剛找個老伴一覺醒來老人兩眼通紅〔關愛老年人生活〕

孫建軍生於八年抗戰時期,長在建國年代。年輕時在煤礦上班,是我國最早的一批煤礦工人。當時國家領導人去煤礦視察工作與孫建軍等人的合影成為現在煤礦景區的一景。

孫建軍有一子三女。長子孫剛也是煤礦工人,大女兒孫露的丈夫也是煤礦工人,二女兒孫蘭接了孫建軍的班,小女兒和丈夫做了點小買賣,四個孩子生活都過得不錯。孫建軍58歲那年,一場突來的大病帶走了和他一起經歷風雨的老伴。退休後孫建軍一個人生活,雖然四個孩子時常來看望,但老人還是顯得越發孤獨。於是四個孩子商量著給老人找個伴。經人介紹楊姨進入了孫建軍的生活。頭天晚上,孫建軍就被一陣響亮的鼾聲吵醒。孫建軍也沒叫醒對方只是搖了搖頭:看來還得習慣一下。過了幾天,孫蘭來看老人,總覺得父親哪裡不對,細看眼角還有細微血絲。私下孫蘭再三追問老人才道出實情。

“爸,你這幾天就這麼半夜半夜的不睡覺?”

“人老了覺少,中午也能睡一會兒,習慣習慣就好了。”孫建軍說。

“都多大歲數了,還天天熬夜,年輕人像這樣也吃不消啊!”孫蘭一聽當時差點跳起來。看著老人一臉憔悴,孫蘭的眼角溼潤了。

第二天,孫蘭兄妹四人給楊姨買了好多東西,還拿了點錢,將楊姨送走了。孫建軍又回到了以前的生活。夜裡睡著睡著就醒了,孫建軍起身抽了支菸:“看來還得習慣沒有鼾聲的夜晚了。”

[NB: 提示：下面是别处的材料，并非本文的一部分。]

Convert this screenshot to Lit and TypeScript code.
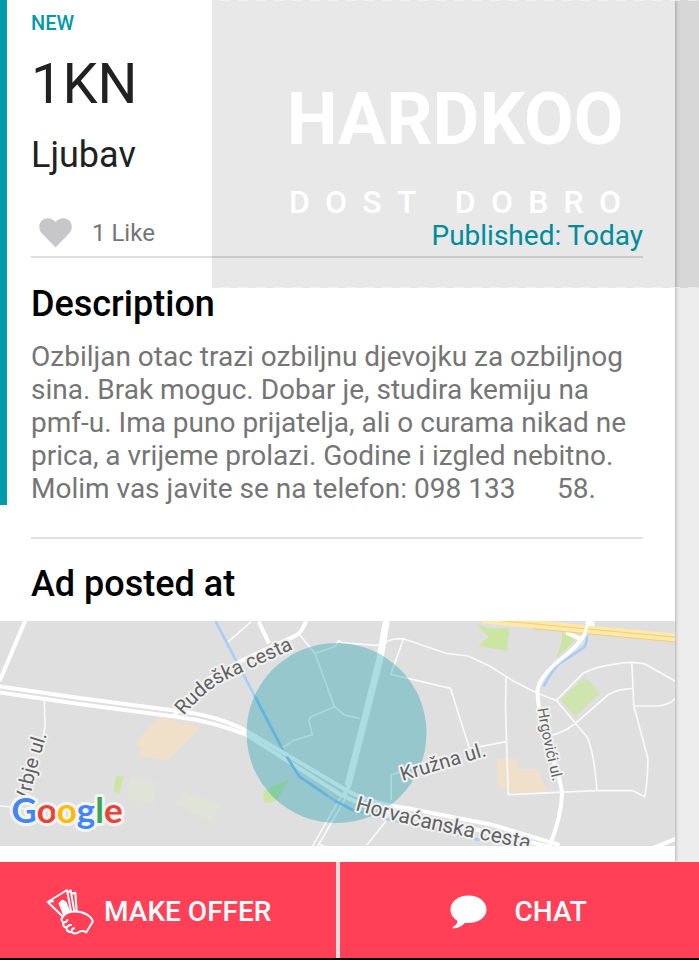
import { LitElement, html, css } from "lit";
import { customElement } from "lit/decorators.js";

@customElement("brand-mark")
class BrandMark extends LitElement {
  static styles = css`
    :host {
      display: flex;
      flex-direction: column;
      align-items: center;
      box-sizing: border-box;
      padding-top: 64px;
      padding-right: 1px;
      background:
        repeating-linear-gradient(90deg, transparent 0 8px, rgba(255, 255, 255, 0.5) 8px 18px) top / 100% 1px no-repeat,
        repeating-linear-gradient(90deg, transparent 0 8px, rgba(255, 255, 255, 0.5) 8px 18px) bottom / 100% 1px no-repeat,
        rgba(0, 0, 0, 0.09);
      color: #fff;
      pointer-events: none;
    }
    .lettering {
      text-align: center;
      font: 700 72px/112px Roboto, sans-serif;
      white-space: nowrap;
    }
    .tagline {
      width: 332px;
      display: flex;
      justify-content: space-between;
      font: 500 32px/52px Roboto, sans-serif;
    }
  `;
  render() {
    return html`
      <div class="lettering">HARDKOO</div>
      <div class="tagline">
        ${[..."DOST\u00a0DOBRO"].map((c) => html`<span>${c}</span>`)}
      </div>
    `;
  }
}

@customElement("area-map")
class AreaMap extends LitElement {
  static styles = css`
    :host {
      display: block;
    }
    svg {
      display: block;
      width: 100%;
      height: 225px;
      background: #dfdfdf;
    }
    .minor {
      fill: none;
      stroke: #fafafa;
      stroke-width: 5;
      stroke-linejoin: round;
    }
    .road {
      fill: none;
      stroke: #fff;
      stroke-width: 12;
      stroke-linejoin: round;
    }
    .main {
      fill: none;
      stroke: #fff;
      stroke-width: 12;
    }
    .water {
      fill: none;
      stroke: #a9cdfb;
      stroke-width: 8;
    }
    .deep {
      stroke: #62b3e0;
    }
    .park {
      fill: #cbe6a3;
    }
    .pitch {
      fill: #e0e3d7;
    }
    .site {
      fill: #f0e0c9;
    }
    .area {
      fill: #0098a8;
      fill-opacity: 0.33;
    }
    .label {
      font-family: Roboto, sans-serif;
      font-size: 20px;
      fill: #616161;
      stroke: #f1f1f1;
      stroke-width: 4px;
      stroke-linejoin: round;
      paint-order: stroke;
    }
    .large {
      font-size: 21px;
    }
    .small {
      font-size: 15px;
    }
    .logo {
      font-family: Lato, sans-serif;
      font-weight: 700;
      font-size: 35px;
      stroke: #f4f4f4;
      stroke-width: 6px;
      stroke-linejoin: round;
      paint-order: stroke;
    }
    .blue {
      fill: #4285f4;
    }
    .red {
      fill: #ea4335;
    }
    .yellow {
      fill: #fbbc05;
    }
    .green {
      fill: #34a853;
    }
  `;
  render() {
    return html`
      <svg viewBox="0 0 676 225" preserveAspectRatio="xMidYMid slice" role="img" aria-label="Map of the ad location">
        <defs>
          <path id="rudeska" d="M184 95 Q207 68 228 58 L320 16" />
          <path id="vrbje" d="M30 183 Q32 160 48 112" />
          <path id="kruzna" d="M403 160 L500 131" />
          <path id="horvacanska" d="M355 189 Q400 202 440 210 T570 237" />
          <path id="hrgovici" d="M538 88 Q544 125 557 175" />
        </defs>
        <g transform="translate(0 -11) scale(0.33333)">
          <path class="site" d="M480 318 L522 330 L548 346 L560 334 L600 358 L503 451 L412 434 L428 417 L408 398Z M1493 447 H1552 V477 H1611 L1645 545 L1530 548 V535 H1496Z" />
          <path class="park" d="M350 496 L372 501 L360 549 L342 545Z M870 505 L835 568 Q815 583 793 575 L792 543Z M1433 43 L1472 56 L1530 55 L1522 122 L1435 108 L1467 81Z M1688 68 L1720 72 L1722 95 L1668 145 Q1688 110 1688 68Z" />
          <path class="park" d="M1756 202 L1801 248 L1727 319 L1683 269Z" opacity=".8" />
          <path class="pitch" d="M390 502 L474 518 L463 582 L384 566Z M545 541 L660 586 L640 634 L528 585Z" />
          <path class="minor" d="M134 270 L137 345 L128 400 M0 587 L80 597 M683 98 L755 35 M900 74 L946 130 L1005 290 L932 322 L928 332 L939 374 L885 390 L850 412 M946 130 L1005 110 L1018 92 L1028 98 L1130 106 L1180 88 L1212 86 L1340 130 L1406 138 L1470 168 L1540 212 L1614 250 L1672 272 L1735 348 L1763 382 Q1785 430 1792 542 M1005 290 L1035 315 L1080 325 M1212 86 L1174 193 L1353 235 L1410 416 L1520 395 M1520 200 L1518 290 L1526 554 L1790 542 L1900 542 L1935 560 Q1945 520 1945 445 L1903 288 L1897 157 M1672 270 L1750 190 Q1800 163 1897 157 L1935 161 L2028 214 M1903 288 H1975 Q2010 285 2028 265 M1650 378 Q1705 365 1745 325 L1825 255 Q1860 235 1897 236 M1175 570 V495 L1300 450 M1165 600 L1158 635 L1102 705 M955 700 L975 710" />
          <path class="water" d="M648 33 Q690 115 730 190 L850 420 L900 500 L1000 568 L1060 600 L1180 632 M1175 630 L1440 690" />
          <path class="water" d="M1762 72 Q1765 110 1745 118 L1680 160 Q1660 178 1632 230" />
          <path class="road" d="M78 30 L0 214 M778 35 L808 100" />
          <path class="road" d="M920 33 Q905 70 890 76 L720 155 L620 210 L525 315" />
          <path class="main" d="M0 229 L240 264 L530 302 Q650 315 740 362 L1040 540 Q1110 580 1220 594 L1480 645 L1680 705" />
          <path class="main" d="M0 247 L240 282 L530 320 Q640 334 740 374 L1020 552 Q1110 600 1220 615 L1450 663 L1650 710" />
          <path class="main" d="M1165 33 L1145 150 L1050 525 L1030 560 M1156 33 L1136 150 L1041 525" />
          <path class="minor" d="M1030 550 L938 710 M1044 555 L954 710" />
          <path class="road" d="M1780 33 Q1745 100 1700 135 Q1615 200 1614 245 Q1615 300 1645 410 Q1680 490 1688 550 Q1685 620 1650 710 M1700 68 L1740 85" />
          <path class="road" d="M1960 714 L2030 686" />
          <path d="M1450 28 L2030 84" stroke="#ffe9a8" stroke-width="24" />
          <path d="M1450 27 L2030 82 M1600 56 L2030 96" stroke="#f1cf71" stroke-width="3" />
          <path d="M1752 80 L1768 33 M1758 37 L1785 46" stroke="#fff" stroke-width="9" />
        </g>
        <circle class="area" cx="337" cy="112" r="90" />
        <g transform="translate(0 -11) scale(0.33333)">
          <path class="water deep" d="M768 262 L844 408 M862 440 L900 500 L985 558 M1005 572 L1060 600" />
        </g>
        <text class="label"><textPath href="#rudeska">Rudeška cesta</textPath></text>
        <text class="label"><textPath href="#vrbje">Vrbje ul.</textPath></text>
        <text class="label"><textPath href="#kruzna">Kružna ul.</textPath></text>
        <text class="label large"><textPath href="#horvacanska">Horvaćanska cesta</textPath></text>
        <text class="label small"><textPath href="#hrgovici">Hrgovići ul.</textPath></text>
        <text class="logo" x="12" y="202"><tspan class="blue">G</tspan><tspan class="red">o</tspan><tspan class="yellow">o</tspan><tspan class="blue">g</tspan><tspan class="green">l</tspan><tspan class="red">e</tspan></text>
      </svg>
    `;
  }
}

@customElement("app-root")
class AppRoot extends LitElement {
  static styles = css`
    :host {
      display: flex;
      flex-direction: column;
      position: relative;
      box-sizing: border-box;
      min-height: 100vh;
      background: #ededed;
      border-bottom: 2px solid #000;
      font-family: Roboto, sans-serif;
      overflow: hidden;
    }
    brand-mark {
      position: absolute;
      top: 0;
      right: 0;
      width: 487px;
      height: 288px;
    }
    .card {
      flex: 1;
      margin-right: 24px;
      padding-bottom: 16px;
      background: #fff;
      box-shadow: 0 0 4px rgba(0, 0, 0, 0.4);
    }
    .listing {
      border-left: 7px solid #009aab;
      padding: 11px 32px 0 24px;
    }
    .status {
      margin: 0;
      font-size: 20px;
      line-height: 24px;
      font-weight: 500;
      color: #009aab;
    }
    .price {
      margin: 17px 0;
      font-size: 56px;
      line-height: 64px;
      color: #212121;
    }
    .title {
      margin: 0;
      font-size: 36px;
      line-height: 44px;
      font-weight: 400;
      color: #212121;
    }
    .meta {
      display: flex;
      justify-content: space-between;
      align-items: flex-start;
      height: 38px;
      margin-top: 41px;
      border-bottom: 2px solid #dedede;
    }
    .like {
      display: flex;
      gap: 20px;
      padding: 0 0 0 8px;
      border: 0;
      background: none;
      font: 24px/30px Roboto, sans-serif;
      color: #757575;
    }
    .heart {
      width: 33px;
      height: 30px;
      fill: #c7c7c9;
    }
    .published {
      font-size: 28px;
      line-height: 36px;
      color: #009aab;
    }
    .heading {
      margin: 0;
      font-size: 36px;
      line-height: 44px;
      font-weight: 500;
      color: #000;
    }
    .listing .heading {
      margin-top: 24px;
    }
    .body {
      margin: 14px 0 0;
      font-size: 28px;
      line-height: 33px;
      color: #757575;
    }
    .place {
      margin: 32px 32px 0 31px;
      padding: 23px 0 15px;
      border-top: 2px solid #e0e0e0;
    }
    .actions {
      display: grid;
      grid-template-columns: 48% 1fr;
      gap: 4px;
      background: #dedede;
      position: relative;
    }
    .action {
      display: flex;
      align-items: center;
      justify-content: center;
      gap: 28px;
      box-sizing: border-box;
      height: 96px;
      border: 0;
      padding: 4px 2px 0 0;
      background: #ff4057;
      color: #fff;
      font: 500 28px/36px Roboto, sans-serif;
    }
    .offer {
      gap: 10px;
      padding-right: 18px;
    }
    .cash {
      width: 48px;
      height: 48px;
      fill: none;
      stroke: #fff;
      stroke-width: 6;
      stroke-linejoin: round;
      stroke-linecap: round;
    }
    .bubble {
      width: 37px;
      height: 34px;
      fill: #fff;
    }
  `;
  render() {
    return html`
      <main class="card">
        <section class="listing">
          <p class="status">NEW</p>
          <div class="price">1KN</div>
          <h1 class="title">Ljubav</h1>
          <div class="meta">
            <button class="like">
              <svg class="heart" viewBox="0 0 33 30" aria-hidden="true">
                <path d="M16.500 29.500 L3 15.500 C-1 11 -.5 5 3.500 2 C7.500 -1 13 -.2 16.500 4 C20 -.2 25.500 -1 29.500 2 C33.500 5 34 11 30 15.500Z" />
              </svg>
              <span>1 Like</span>
            </button>
            <span class="published">Published: Today</span>
          </div>
          <h2 class="heading">Description</h2>
          <p class="body">
            Ozbiljan otac trazi ozbiljnu djevojku za ozbiljnog sina. Brak moguc.
            Dobar je, studira kemiju na pmf-u. Ima puno prijatelja, ali o curama
            nikad ne prica, a vrijeme prolazi. Godine i izgled nebitno. Molim vas
            javite se na telefon: 098 133&nbsp;&nbsp;&nbsp;&nbsp;&nbsp;&nbsp;58.
          </p>
        </section>
        <section>
          <div class="place"><h2 class="heading">Ad posted at</h2></div>
          <area-map></area-map>
        </section>
      </main>
      <brand-mark></brand-mark>
      <footer class="actions">
        <button class="action offer">
          <svg class="cash" viewBox="137 110 144 144" aria-hidden="true">
            <path d="M188 196 L142 152 L200 116 L212 180 M142 152 L158 150 M204 122 L211 117 L222 180 M213 127 L225 124 L229 180" />
            <path d="M190 188 L178 156 L186 148 L196 154 L206 180Z" fill="#fff" />
            <path d="M187 197 C200 178 235 175 260 190 Q276 200 277 211 L258 243 Q248 237 240 240 Q226 251 215 243 Q200 243 198 230 Q186 226 189 213 Q179 207 187 197 M189 213 Q199 214 201 206 M198 230 Q204 219 212 221 M215 243 Q212 232 221 231" />
          </svg>
          <span>MAKE OFFER</span>
        </button>
        <button class="action">
          <svg class="bubble" viewBox="0 0 37 34" aria-hidden="true">
            <path d="M18.500 0.500 C28.500 .5 36.500 6.500 36.500 14.500 C36.500 22.500 28.500 28 18.500 28 L15 27.800 C12 31 8 33.500 3 33.500 Q2 33 3 32 C6 30 8 28 7 25.500 C3 23 .5 19 .5 14.500 C.5 6.500 8.500 .5 18.500 .5Z" />
          </svg>
          <span>CHAT</span>
        </button>
      </footer>
    `;
  }
}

過了些時間,孫剛來看老人“爸,您這歲數一天比一天大,身邊沒個人可不行。我們幾個商量著想再給您找個老伴。”

“你們都忙你們的吧,我這身子骨好著呢,你們不用操心。再說,哪能找個合適的。”孫建軍沒同意也沒有反對。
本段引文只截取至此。